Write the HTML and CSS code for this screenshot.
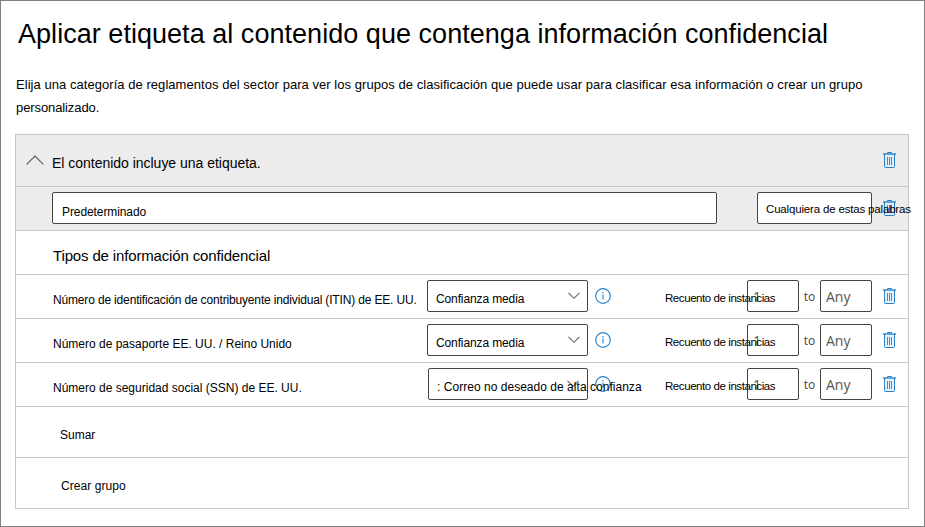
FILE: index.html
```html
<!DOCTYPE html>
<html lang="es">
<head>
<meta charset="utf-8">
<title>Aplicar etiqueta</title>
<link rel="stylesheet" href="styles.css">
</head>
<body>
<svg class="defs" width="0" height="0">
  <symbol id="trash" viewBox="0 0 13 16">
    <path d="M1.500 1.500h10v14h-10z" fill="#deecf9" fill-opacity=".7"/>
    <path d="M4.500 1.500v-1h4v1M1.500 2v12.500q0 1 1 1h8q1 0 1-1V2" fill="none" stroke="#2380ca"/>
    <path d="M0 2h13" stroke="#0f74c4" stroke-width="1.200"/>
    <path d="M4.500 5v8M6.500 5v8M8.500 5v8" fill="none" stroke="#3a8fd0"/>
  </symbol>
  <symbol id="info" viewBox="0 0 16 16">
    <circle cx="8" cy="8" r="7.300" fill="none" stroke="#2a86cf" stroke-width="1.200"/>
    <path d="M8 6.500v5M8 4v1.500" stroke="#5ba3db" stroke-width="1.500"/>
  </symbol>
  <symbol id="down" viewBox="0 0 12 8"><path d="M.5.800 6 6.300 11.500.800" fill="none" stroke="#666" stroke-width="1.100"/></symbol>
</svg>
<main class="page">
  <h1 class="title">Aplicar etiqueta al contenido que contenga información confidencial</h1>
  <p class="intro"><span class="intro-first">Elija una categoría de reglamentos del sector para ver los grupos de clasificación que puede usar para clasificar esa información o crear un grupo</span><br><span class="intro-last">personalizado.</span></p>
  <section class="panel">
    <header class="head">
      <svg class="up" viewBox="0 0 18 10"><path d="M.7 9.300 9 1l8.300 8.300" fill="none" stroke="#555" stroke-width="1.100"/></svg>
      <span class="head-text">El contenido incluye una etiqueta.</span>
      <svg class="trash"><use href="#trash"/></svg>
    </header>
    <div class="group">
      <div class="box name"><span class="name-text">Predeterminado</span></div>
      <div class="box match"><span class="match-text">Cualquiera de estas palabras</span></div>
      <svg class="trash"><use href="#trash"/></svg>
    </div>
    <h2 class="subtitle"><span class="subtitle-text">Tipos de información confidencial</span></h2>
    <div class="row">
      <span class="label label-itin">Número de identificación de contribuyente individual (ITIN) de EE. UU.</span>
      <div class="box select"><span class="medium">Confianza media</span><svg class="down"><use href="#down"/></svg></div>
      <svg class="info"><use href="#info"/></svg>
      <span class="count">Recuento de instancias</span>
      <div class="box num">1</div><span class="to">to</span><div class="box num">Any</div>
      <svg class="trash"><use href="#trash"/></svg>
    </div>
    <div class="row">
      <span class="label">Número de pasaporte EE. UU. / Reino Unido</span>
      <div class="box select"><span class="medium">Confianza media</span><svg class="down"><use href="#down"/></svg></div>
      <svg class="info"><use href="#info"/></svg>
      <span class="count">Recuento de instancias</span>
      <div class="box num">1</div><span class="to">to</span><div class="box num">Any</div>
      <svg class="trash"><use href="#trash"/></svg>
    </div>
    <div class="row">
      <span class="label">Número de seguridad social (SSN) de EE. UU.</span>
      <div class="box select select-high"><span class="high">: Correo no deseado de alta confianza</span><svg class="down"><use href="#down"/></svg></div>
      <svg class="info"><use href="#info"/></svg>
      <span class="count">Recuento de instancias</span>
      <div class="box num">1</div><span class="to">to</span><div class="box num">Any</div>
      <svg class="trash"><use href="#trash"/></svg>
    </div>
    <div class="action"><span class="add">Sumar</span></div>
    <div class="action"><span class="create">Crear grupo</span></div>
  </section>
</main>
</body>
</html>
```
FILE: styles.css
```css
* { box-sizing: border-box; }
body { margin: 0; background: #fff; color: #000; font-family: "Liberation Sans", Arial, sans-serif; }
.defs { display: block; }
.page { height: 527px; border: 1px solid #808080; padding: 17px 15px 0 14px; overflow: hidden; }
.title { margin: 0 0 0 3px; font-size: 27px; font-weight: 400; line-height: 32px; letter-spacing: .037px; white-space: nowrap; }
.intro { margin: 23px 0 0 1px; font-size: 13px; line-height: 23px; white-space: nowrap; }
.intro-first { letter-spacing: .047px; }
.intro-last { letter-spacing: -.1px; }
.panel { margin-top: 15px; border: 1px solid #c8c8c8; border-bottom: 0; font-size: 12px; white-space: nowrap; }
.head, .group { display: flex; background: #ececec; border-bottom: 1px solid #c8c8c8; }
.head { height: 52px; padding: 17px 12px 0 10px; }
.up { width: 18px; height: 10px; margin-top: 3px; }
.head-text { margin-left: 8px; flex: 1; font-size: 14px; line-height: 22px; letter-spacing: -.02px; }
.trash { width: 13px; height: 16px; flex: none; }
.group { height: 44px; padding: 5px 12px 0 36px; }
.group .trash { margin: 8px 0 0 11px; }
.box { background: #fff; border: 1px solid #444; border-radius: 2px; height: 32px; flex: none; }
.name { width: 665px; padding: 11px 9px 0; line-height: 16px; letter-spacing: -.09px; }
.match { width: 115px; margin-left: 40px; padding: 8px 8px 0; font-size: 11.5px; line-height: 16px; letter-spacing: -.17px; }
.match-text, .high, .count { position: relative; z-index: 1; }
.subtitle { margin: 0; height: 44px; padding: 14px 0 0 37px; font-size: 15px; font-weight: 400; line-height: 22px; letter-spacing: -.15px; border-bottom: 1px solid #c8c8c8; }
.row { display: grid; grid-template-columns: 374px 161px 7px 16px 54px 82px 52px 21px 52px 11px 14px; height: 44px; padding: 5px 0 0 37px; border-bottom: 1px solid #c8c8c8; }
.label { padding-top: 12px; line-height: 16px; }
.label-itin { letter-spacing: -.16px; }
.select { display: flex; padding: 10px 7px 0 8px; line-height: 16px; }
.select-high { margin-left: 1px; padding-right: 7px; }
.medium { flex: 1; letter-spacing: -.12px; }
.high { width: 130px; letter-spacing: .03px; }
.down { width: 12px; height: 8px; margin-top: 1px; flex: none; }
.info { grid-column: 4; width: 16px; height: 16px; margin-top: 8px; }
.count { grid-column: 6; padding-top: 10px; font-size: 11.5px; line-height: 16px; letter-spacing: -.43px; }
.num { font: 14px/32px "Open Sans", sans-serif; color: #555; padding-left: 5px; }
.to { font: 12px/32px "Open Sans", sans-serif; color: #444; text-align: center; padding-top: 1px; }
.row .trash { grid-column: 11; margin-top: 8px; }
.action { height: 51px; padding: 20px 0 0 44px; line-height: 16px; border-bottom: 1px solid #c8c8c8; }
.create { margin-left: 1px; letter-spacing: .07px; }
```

[To do] Copy out the listing exactly as it stands, but not the pictures.

[The answer]
Write the HTML and CSS code for this screenshot.
FILE: index.html
```html
<!DOCTYPE html>
<html lang="es">
<head>
<meta charset="utf-8">
<title>Aplicar etiqueta</title>
<link rel="stylesheet" href="styles.css">
</head>
<body>
<svg class="defs" width="0" height="0">
  <symbol id="trash" viewBox="0 0 13 16">
    <path d="M1.500 1.500h10v14h-10z" fill="#deecf9" fill-opacity=".7"/>
    <path d="M4.500 1.500v-1h4v1M1.500 2v12.500q0 1 1 1h8q1 0 1-1V2" fill="none" stroke="#2380ca"/>
    <path d="M0 2h13" stroke="#0f74c4" stroke-width="1.200"/>
    <path d="M4.500 5v8M6.500 5v8M8.500 5v8" fill="none" stroke="#3a8fd0"/>
  </symbol>
  <symbol id="info" viewBox="0 0 16 16">
    <circle cx="8" cy="8" r="7.300" fill="none" stroke="#2a86cf" stroke-width="1.200"/>
    <path d="M8 6.500v5M8 4v1.500" stroke="#5ba3db" stroke-width="1.500"/>
  </symbol>
  <symbol id="down" viewBox="0 0 12 8"><path d="M.5.800 6 6.300 11.500.800" fill="none" stroke="#666" stroke-width="1.100"/></symbol>
</svg>
<main class="page">
  <h1 class="title">Aplicar etiqueta al contenido que contenga información confidencial</h1>
  <p class="intro"><span class="intro-first">Elija una categoría de reglamentos del sector para ver los grupos de clasificación que puede usar para clasificar esa información o crear un grupo</span><br><span class="intro-last">personalizado.</span></p>
  <section class="panel">
    <header class="head">
      <svg class="up" viewBox="0 0 18 10"><path d="M.7 9.300 9 1l8.300 8.300" fill="none" stroke="#555" stroke-width="1.100"/></svg>
      <span class="head-text">El contenido incluye una etiqueta.</span>
      <svg class="trash"><use href="#trash"/></svg>
    </header>
    <div class="group">
      <div class="box name"><span class="name-text">Predeterminado</span></div>
      <div class="box match"><span class="match-text">Cualquiera de estas palabras</span></div>
      <svg class="trash"><use href="#trash"/></svg>
    </div>
    <h2 class="subtitle"><span class="subtitle-text">Tipos de información confidencial</span></h2>
    <div class="row">
      <span class="label label-itin">Número de identificación de contribuyente individual (ITIN) de EE. UU.</span>
      <div class="box select"><span class="medium">Confianza media</span><svg class="down"><use href="#down"/></svg></div>
      <svg class="info"><use href="#info"/></svg>
      <span class="count">Recuento de instancias</span>
      <div class="box num">1</div><span class="to">to</span><div class="box num">Any</div>
      <svg class="trash"><use href="#trash"/></svg>
    </div>
    <div class="row">
      <span class="label">Número de pasaporte EE. UU. / Reino Unido</span>
      <div class="box select"><span class="medium">Confianza media</span><svg class="down"><use href="#down"/></svg></div>
      <svg class="info"><use href="#info"/></svg>
      <span class="count">Recuento de instancias</span>
      <div class="box num">1</div><span class="to">to</span><div class="box num">Any</div>
      <svg class="trash"><use href="#trash"/></svg>
    </div>
    <div class="row">
      <span class="label">Número de seguridad social (SSN) de EE. UU.</span>
      <div class="box select select-high"><span class="high">: Correo no deseado de alta confianza</span><svg class="down"><use href="#down"/></svg></div>
      <svg class="info"><use href="#info"/></svg>
      <span class="count">Recuento de instancias</span>
      <div class="box num">1</div><span class="to">to</span><div class="box num">Any</div>
      <svg class="trash"><use href="#trash"/></svg>
    </div>
    <div class="action"><span class="add">Sumar</span></div>
    <div class="action"><span class="create">Crear grupo</span></div>
  </section>
</main>
</body>
</html>
```
FILE: styles.css
```css
* { box-sizing: border-box; }
body { margin: 0; background: #fff; color: #000; font-family: "Liberation Sans", Arial, sans-serif; }
.defs { display: block; }
.page { height: 527px; border: 1px solid #808080; padding: 17px 15px 0 14px; overflow: hidden; }
.title { margin: 0 0 0 3px; font-size: 27px; font-weight: 400; line-height: 32px; letter-spacing: .037px; white-space: nowrap; }
.intro { margin: 23px 0 0 1px; font-size: 13px; line-height: 23px; white-space: nowrap; }
.intro-first { letter-spacing: .047px; }
.intro-last { letter-spacing: -.1px; }
.panel { margin-top: 15px; border: 1px solid #c8c8c8; border-bottom: 0; font-size: 12px; white-space: nowrap; }
.head, .group { display: flex; background: #ececec; border-bottom: 1px solid #c8c8c8; }
.head { height: 52px; padding: 17px 12px 0 10px; }
.up { width: 18px; height: 10px; margin-top: 3px; }
.head-text { margin-left: 8px; flex: 1; font-size: 14px; line-height: 22px; letter-spacing: -.02px; }
.trash { width: 13px; height: 16px; flex: none; }
.group { height: 44px; padding: 5px 12px 0 36px; }
.group .trash { margin: 8px 0 0 11px; }
.box { background: #fff; border: 1px solid #444; border-radius: 2px; height: 32px; flex: none; }
.name { width: 665px; padding: 11px 9px 0; line-height: 16px; letter-spacing: -.09px; }
.match { width: 115px; margin-left: 40px; padding: 8px 8px 0; font-size: 11.5px; line-height: 16px; letter-spacing: -.17px; }
.match-text, .high, .count { position: relative; z-index: 1; }
.subtitle { margin: 0; height: 44px; padding: 14px 0 0 37px; font-size: 15px; font-weight: 400; line-height: 22px; letter-spacing: -.15px; border-bottom: 1px solid #c8c8c8; }
.row { display: grid; grid-template-columns: 374px 161px 7px 16px 54px 82px 52px 21px 52px 11px 14px; height: 44px; padding: 5px 0 0 37px; border-bottom: 1px solid #c8c8c8; }
.label { padding-top: 12px; line-height: 16px; }
.label-itin { letter-spacing: -.16px; }
.select { display: flex; padding: 10px 7px 0 8px; line-height: 16px; }
.select-high { margin-left: 1px; padding-right: 7px; }
.medium { flex: 1; letter-spacing: -.12px; }
.high { width: 130px; letter-spacing: .03px; }
.down { width: 12px; height: 8px; margin-top: 1px; flex: none; }
.info { grid-column: 4; width: 16px; height: 16px; margin-top: 8px; }
.count { grid-column: 6; padding-top: 10px; font-size: 11.5px; line-height: 16px; letter-spacing: -.43px; }
.num { font: 14px/32px "Open Sans", sans-serif; color: #555; padding-left: 5px; }
.to { font: 12px/32px "Open Sans", sans-serif; color: #444; text-align: center; padding-top: 1px; }
.row .trash { grid-column: 11; margin-top: 8px; }
.action { height: 51px; padding: 20px 0 0 44px; line-height: 16px; border-bottom: 1px solid #c8c8c8; }
.create { margin-left: 1px; letter-spacing: .07px; }
```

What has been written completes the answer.